== Listed records
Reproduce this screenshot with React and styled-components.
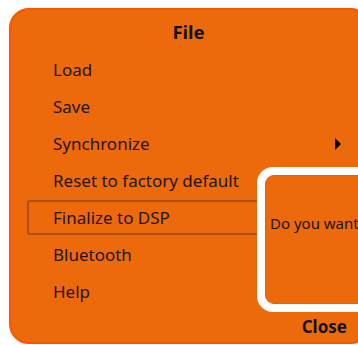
import React from 'react'
import styled, { createGlobalStyle } from 'styled-components'

const GlobalStyle = createGlobalStyle`
  html, body {
    margin: 0;
    padding: 0;
    background: #ffffff;
    overflow: hidden;
  }
  body {
    font-family: "Noto Sans", "Open Sans", sans-serif;
  }
`

const Panel = styled.div`
  position: relative;
  box-sizing: border-box;
  margin: 8px 0 0 9px;
  width: 362px;
  height: 336px;
  padding: 10px 0 0 16px;
  background: #ec6a0c;
  border: 2px solid #ff5400;
  border-radius: 20px;
  display: flex;
  flex-direction: column;
`

const Title = styled.h1`
  margin: 0 0 8px 0;
  width: 323px;
  text-align: center;
  font-size: 18.5px;
  line-height: 24px;
  font-weight: 700;
  color: #111;
`

const Menu = styled.ul`
  list-style: none;
  margin: 0;
  padding: 0;
  display: flex;
  flex-direction: column;
  gap: 2px;
`

const Item = styled.li`
  box-sizing: border-box;
  height: 35px;
  width: 322px;
  padding: 0 6px 0 24px;
  display: flex;
  align-items: center;
  justify-content: space-between;
  font-size: 17px;
  color: #24140a;
  border: 2px solid ${p => (p.$selected ? '#b04e0b' : 'transparent')};
  border-radius: 3px;
`

const Arrow = styled.span`
  width: 0;
  height: 0;
  border-top: 6px solid transparent;
  border-bottom: 6px solid transparent;
  border-left: 6px solid #000;
`

const Footer = styled.div`
  display: flex;
  justify-content: flex-end;
  width: 320px;
  margin-top: 8px;
`

const CloseButton = styled.span`
  font-size: 17px;
  font-weight: 700;
  line-height: 20px;
  color: #111;
`

const Dialog = styled.div`
  position: absolute;
  left: 246px;
  top: 157px;
  box-sizing: border-box;
  width: 160px;
  height: 145px;
  border: 8px solid #fff;
  border-radius: 16px;
  background: #fff;
`

const DialogBody = styled.div`
  box-sizing: border-box;
  height: 100%;
  background: #ec6a0c;
  border: 1px solid #ff5400;
  border-radius: 9px;
  padding: 37px 0 0 4px;
  font-size: 15px;
  line-height: 20px;
  color: #1d1208;
  white-space: nowrap;
`

const items = [
  'Load',
  'Save',
  'Synchronize',
  'Reset to factory default',
  'Finalize to DSP',
  'Bluetooth',
  'Help',
]

export default function App() {
  return (
    <>
      <GlobalStyle />
      <Panel>
        <Title>File</Title>
        <Menu>
          {items.map(label => (
            <Item key={label} $selected={label === 'Finalize to DSP'}>
              {label}
              {label === 'Synchronize' && <Arrow />}
            </Item>
          ))}
        </Menu>
        <Footer>
          <CloseButton>Close</CloseButton>
        </Footer>
        <Dialog>
          <DialogBody>Do you want</DialogBody>
        </Dialog>
      </Panel>
    </>
  )
}
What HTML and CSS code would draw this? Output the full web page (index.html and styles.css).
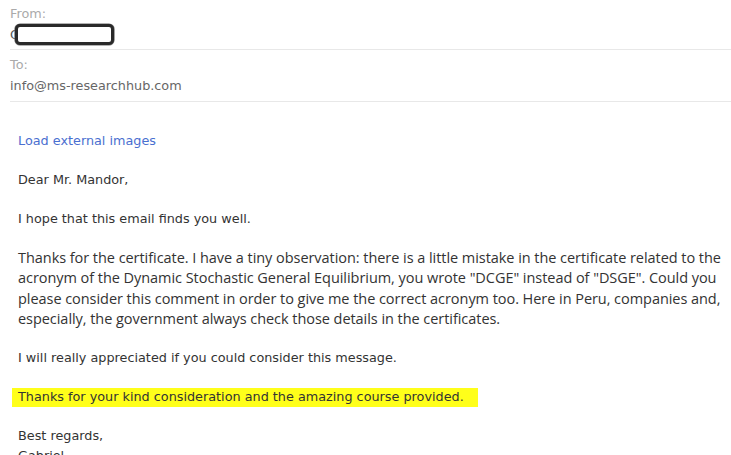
FILE: index.html
```html
<!DOCTYPE html>
<html>
<head>
<meta charset="utf-8">
<link rel="stylesheet" href="styles.css">
</head>
<body>
<div class="header">
  <div class="field">
    <div class="label">From:</div>
    <div class="value"><span class="initial">G</span><span class="redact"></span></div>
  </div>
  <div class="field">
    <div class="label">To:</div>
    <div class="value">info@ms-researchhub.com</div>
  </div>
</div>
<div class="body">
  <p class="link">Load external images</p>
  <p>Dear Mr. Mandor,</p>
  <p>I hope that this email finds you well.</p>
  <p class="narrow">Thanks for the certificate. I have a tiny observation: there is a little mistake in the certificate related to the acronym of the Dynamic Stochastic General Equilibrium, you wrote "DCGE" instead of "DSGE". Could you please consider this comment in order to give me the correct acronym too. Here in Peru, companies and, especially, the government always check those details in the certificates.</p>
  <p>I will really appreciated if you could consider this message.</p>
  <p><span class="hl">Thanks for your kind consideration and the amazing course provided.</span></p>
  <p>Best regards,<br>Gabriel</p>
</div>
</body>
</html>
```
FILE: styles.css
```css
html, body {
  margin: 0;
  padding: 0;
  background: #fff;
  overflow: hidden;
}
body {
  font-family: "DejaVu Sans", sans-serif;
  font-size: 12.8px;
  color: #333;
  padding-left: 10px;
}
.header {
  display: flex;
  flex-direction: column;
}
.field {
  border-bottom: 1px solid #e8e8e8;
  box-sizing: border-box;
}
.field:first-child { height: 50px; padding-top: 5px; }
.field:nth-child(2) { height: 52px; padding-top: 6px; }
.label {
  color: #aaa;
  line-height: 18px;
  height: 20px;
}
.value {
  color: #666;
  line-height: 20px;
  display: flex;
  align-items: center;
}
.initial {
  color: #555;
  width: 6px;
  overflow: hidden;
}
.redact {
  display: inline-block;
  width: 93px;
  height: 15px;
  border: 3px solid #2a2a2a;
  border-radius: 5px;
  margin-left: -1px;
  margin-top: -2px;
  background: #fff;
  box-shadow: 0 0 0.6px 0.6px #666;
}
.body {
  padding-left: 8px;
  padding-top: 29px;
}
.body p {
  margin: 0 0 19px;
  line-height: 20px;
}
.link { color: #4a6fd0; }
.narrow {
  font-family: "Open Sans", sans-serif;
  font-size: 14.5px;
  letter-spacing: -0.05px;
  line-height: 20.3px !important;
}
.hl {
  background: #ffff1a;
  padding: 1px 14px 3px 6px;
  margin-left: -6px;
}
```
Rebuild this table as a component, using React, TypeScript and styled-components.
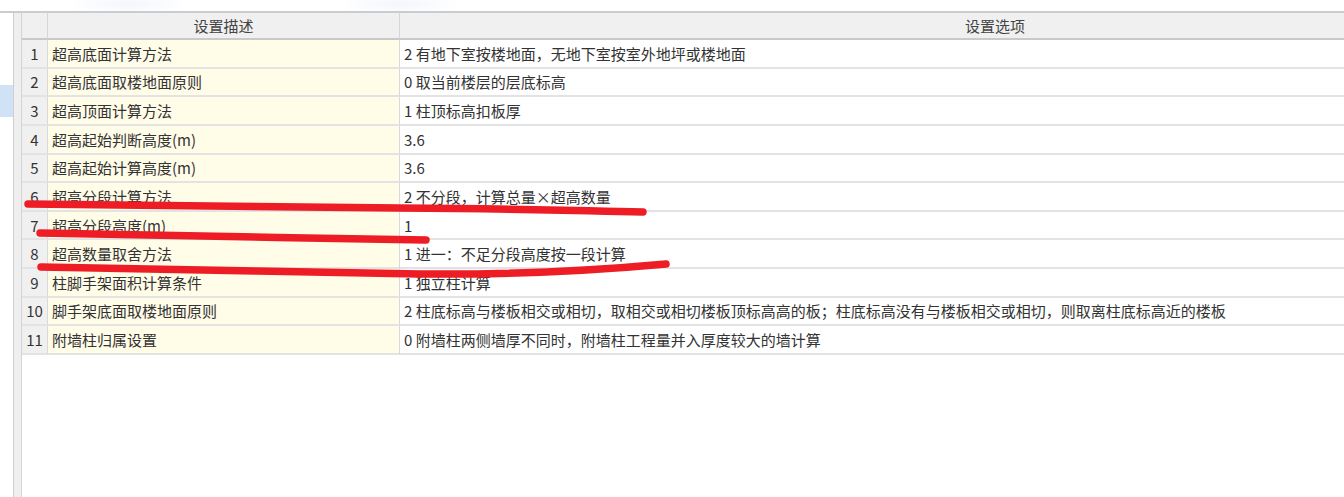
====
▸ **Task goal**: Give every line above again exactly, with no pictures.

▸ **Complete answer**:
Reproduce this screenshot with React and styled-components.
import React from 'react'
import styled, { createGlobalStyle } from 'styled-components'

const GlobalStyle = createGlobalStyle`
  html, body {
    margin: 0;
    padding: 0;
    background: #ffffff;
    overflow: hidden;
  }
  body {
    font-family: "Noto Sans", "Open Sans", sans-serif;
  }
`

const Panel = styled.div`
  position: relative;
  box-sizing: border-box;
  margin: 8px 0 0 9px;
  width: 362px;
  height: 336px;
  padding: 10px 0 0 16px;
  background: #ec6a0c;
  border: 2px solid #ff5400;
  border-radius: 20px;
  display: flex;
  flex-direction: column;
`

const Title = styled.h1`
  margin: 0 0 8px 0;
  width: 323px;
  text-align: center;
  font-size: 18.5px;
  line-height: 24px;
  font-weight: 700;
  color: #111;
`

const Menu = styled.ul`
  list-style: none;
  margin: 0;
  padding: 0;
  display: flex;
  flex-direction: column;
  gap: 2px;
`

const Item = styled.li`
  box-sizing: border-box;
  height: 35px;
  width: 322px;
  padding: 0 6px 0 24px;
  display: flex;
  align-items: center;
  justify-content: space-between;
  font-size: 17px;
  color: #24140a;
  border: 2px solid ${p => (p.$selected ? '#b04e0b' : 'transparent')};
  border-radius: 3px;
`

const Arrow = styled.span`
  width: 0;
  height: 0;
  border-top: 6px solid transparent;
  border-bottom: 6px solid transparent;
  border-left: 6px solid #000;
`

const Footer = styled.div`
  display: flex;
  justify-content: flex-end;
  width: 320px;
  margin-top: 8px;
`

const CloseButton = styled.span`
  font-size: 17px;
  font-weight: 700;
  line-height: 20px;
  color: #111;
`

const Dialog = styled.div`
  position: absolute;
  left: 246px;
  top: 157px;
  box-sizing: border-box;
  width: 160px;
  height: 145px;
  border: 8px solid #fff;
  border-radius: 16px;
  background: #fff;
`

const DialogBody = styled.div`
  box-sizing: border-box;
  height: 100%;
  background: #ec6a0c;
  border: 1px solid #ff5400;
  border-radius: 9px;
  padding: 37px 0 0 4px;
  font-size: 15px;
  line-height: 20px;
  color: #1d1208;
  white-space: nowrap;
`

const items = [
  'Load',
  'Save',
  'Synchronize',
  'Reset to factory default',
  'Finalize to DSP',
  'Bluetooth',
  'Help',
]

export default function App() {
  return (
    <>
      <GlobalStyle />
      <Panel>
        <Title>File</Title>
        <Menu>
          {items.map(label => (
            <Item key={label} $selected={label === 'Finalize to DSP'}>
              {label}
              {label === 'Synchronize' && <Arrow />}
            </Item>
          ))}
        </Menu>
        <Footer>
          <CloseButton>Close</CloseButton>
        </Footer>
        <Dialog>
          <DialogBody>Do you want</DialogBody>
        </Dialog>
      </Panel>
    </>
  )
}
What HTML and CSS code would draw this? Output the full web page (index.html and styles.css).
FILE: index.html
```html
<!DOCTYPE html>
<html>
<head>
<meta charset="utf-8">
<link rel="stylesheet" href="styles.css">
</head>
<body>
<div class="header">
  <div class="field">
    <div class="label">From:</div>
    <div class="value"><span class="initial">G</span><span class="redact"></span></div>
  </div>
  <div class="field">
    <div class="label">To:</div>
    <div class="value">info@ms-researchhub.com</div>
  </div>
</div>
<div class="body">
  <p class="link">Load external images</p>
  <p>Dear Mr. Mandor,</p>
  <p>I hope that this email finds you well.</p>
  <p class="narrow">Thanks for the certificate. I have a tiny observation: there is a little mistake in the certificate related to the acronym of the Dynamic Stochastic General Equilibrium, you wrote "DCGE" instead of "DSGE". Could you please consider this comment in order to give me the correct acronym too. Here in Peru, companies and, especially, the government always check those details in the certificates.</p>
  <p>I will really appreciated if you could consider this message.</p>
  <p><span class="hl">Thanks for your kind consideration and the amazing course provided.</span></p>
  <p>Best regards,<br>Gabriel</p>
</div>
</body>
</html>
```
FILE: styles.css
```css
html, body {
  margin: 0;
  padding: 0;
  background: #fff;
  overflow: hidden;
}
body {
  font-family: "DejaVu Sans", sans-serif;
  font-size: 12.8px;
  color: #333;
  padding-left: 10px;
}
.header {
  display: flex;
  flex-direction: column;
}
.field {
  border-bottom: 1px solid #e8e8e8;
  box-sizing: border-box;
}
.field:first-child { height: 50px; padding-top: 5px; }
.field:nth-child(2) { height: 52px; padding-top: 6px; }
.label {
  color: #aaa;
  line-height: 18px;
  height: 20px;
}
.value {
  color: #666;
  line-height: 20px;
  display: flex;
  align-items: center;
}
.initial {
  color: #555;
  width: 6px;
  overflow: hidden;
}
.redact {
  display: inline-block;
  width: 93px;
  height: 15px;
  border: 3px solid #2a2a2a;
  border-radius: 5px;
  margin-left: -1px;
  margin-top: -2px;
  background: #fff;
  box-shadow: 0 0 0.6px 0.6px #666;
}
.body {
  padding-left: 8px;
  padding-top: 29px;
}
.body p {
  margin: 0 0 19px;
  line-height: 20px;
}
.link { color: #4a6fd0; }
.narrow {
  font-family: "Open Sans", sans-serif;
  font-size: 14.5px;
  letter-spacing: -0.05px;
  line-height: 20.3px !important;
}
.hl {
  background: #ffff1a;
  padding: 1px 14px 3px 6px;
  margin-left: -6px;
}
```
Rebuild this table as a component, using React, TypeScript and styled-components.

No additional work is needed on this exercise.